A Toronto native named Jeffrey Alter, who now lives in New Orleans, emails that he has been attending Super Bowls for the better part of 20 years, but has never run into the kind of price gouging going on this week.
He said he made a reservation weeks ago at a local high-end spot, only to be called this week and asked for his fax number, because the beanery needed to fax him a contract. A contract? Yes, agreeing that every member of his party would spend at least $175 on dinner. Plus a credit card number to guarantee it.
Similar stuff is everywhere here. A handful of Canadian reporters hit a beachfront restaurant, familiar from Players Championships past, and had a wonderful dinner. It was difficult to obtain a reservation, yet when they showed up the place was nearly empty and stayed that way.
As of last night, prices were to roughly double and the menu was to shrink.
Parties of both Patriots and Eagles players had been in Sunday and Monday and, anticipating a lot of walk-in traffic, the place wasn't taking many reservations. When the weather turned bad it has been nothing but there went the walk-ins.
"We told (management), this is the Super Bowl. Let's have some fun and not try to pluck out our customer's eyeballs,'' said a friendly waiter, who said staff was "ready to take our own lives'' at the missed economic opportunities. "We thought this was going to be our week to make some money,'' he said.
The hoteliers are making it, at least. Jacksonville is a small city too small to hold a Super Bowl, probably and there aren't nearly enough available rooms.
Smart folks brought in five luxury cruise ships, charging hundreds of dollars per broom closet per night. Other hotels are juicing the rates unconscionably. One Canadian reporter, staying in a $59-a-night chain hotel, is paying $259 a night this week.
It's like the Masters, U.S. Open or any big event.
Watching the greedy grab for the out-of-town bucks is part of the action, but a city can't complain when it gets bad press for the hold-up.
What a load of crap.
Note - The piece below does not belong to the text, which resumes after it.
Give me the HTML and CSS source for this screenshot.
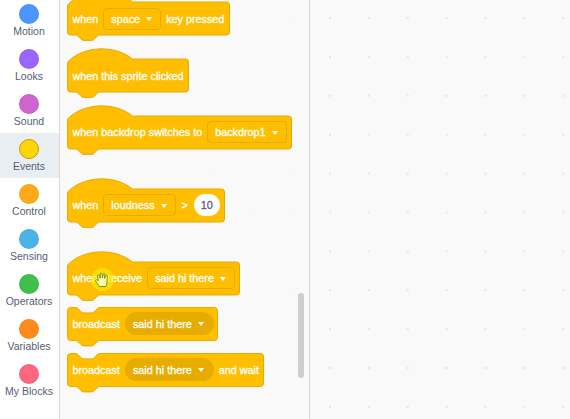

Anytime there's an event in any city, prices skyrocket.
A hotel in my town is 75 bucks on a normal night, but if nascar is in town it doubles. Just a fact of life.
They're just jealous because there's no hockey.
Canada is just pissed there is no hockey this year. And even if there was, the Stanley Cup Finals would be played in AMERICA!
The NFL dictates what a city has to offer in order to host a Super Bowl. Apparently, Jacksonville meets the requirement, so be a quiet Canuck and watch your hockey!
Yeah, so? If you don't want to pay, don't go! From what I've read Jacksonville isn't exactly a big hotel town.
short supply + big demand = raised prices. .....an equation socialists (like this Canuck) seem unable to comprehend.
Their mad 'cause they give most of their money to their government, so they can't afford to even WATCH the Super Bowl, much less attend!
My middle finger ist extended toward this dumba$$ Canandian.
I doubt a canadian hotel would double their prices for the 20 or 30 people who go to watch the gray cup.
What the heck is a "bun-throw"? Must be a Canadian thing...
What a pitiful, socialist windbag. Another ace on the Toronto Star staff.
Curling abounds however...
Canada's just p.o.'d because they can't do the same kind of price-gouging at their Lumberjack competitions.
Then go chase yer round ball, hosers, eh?
Yet, they still have the exciting sport of CURLING.
Dang! Ya beat me to it.
Grasshopper, you must be quick...
LOL, great minds....
The Canuckistanis are just upset that that hockey thing got cancelled and no one seems to notice or care...
Apparently our Canadian friend isn't aware of basic economics. Scarcity causes prices to rise. There are basicaly a fixed number of hotel rooms in the area. So when demand is high the number of rooms can't increase, but the cost of those rooms can and will rise to an equilibrium level with what the market will bear. If there were a shortage of malt vinegar Canadians would have to pay more to season their fish and chips..it's the same basic principle.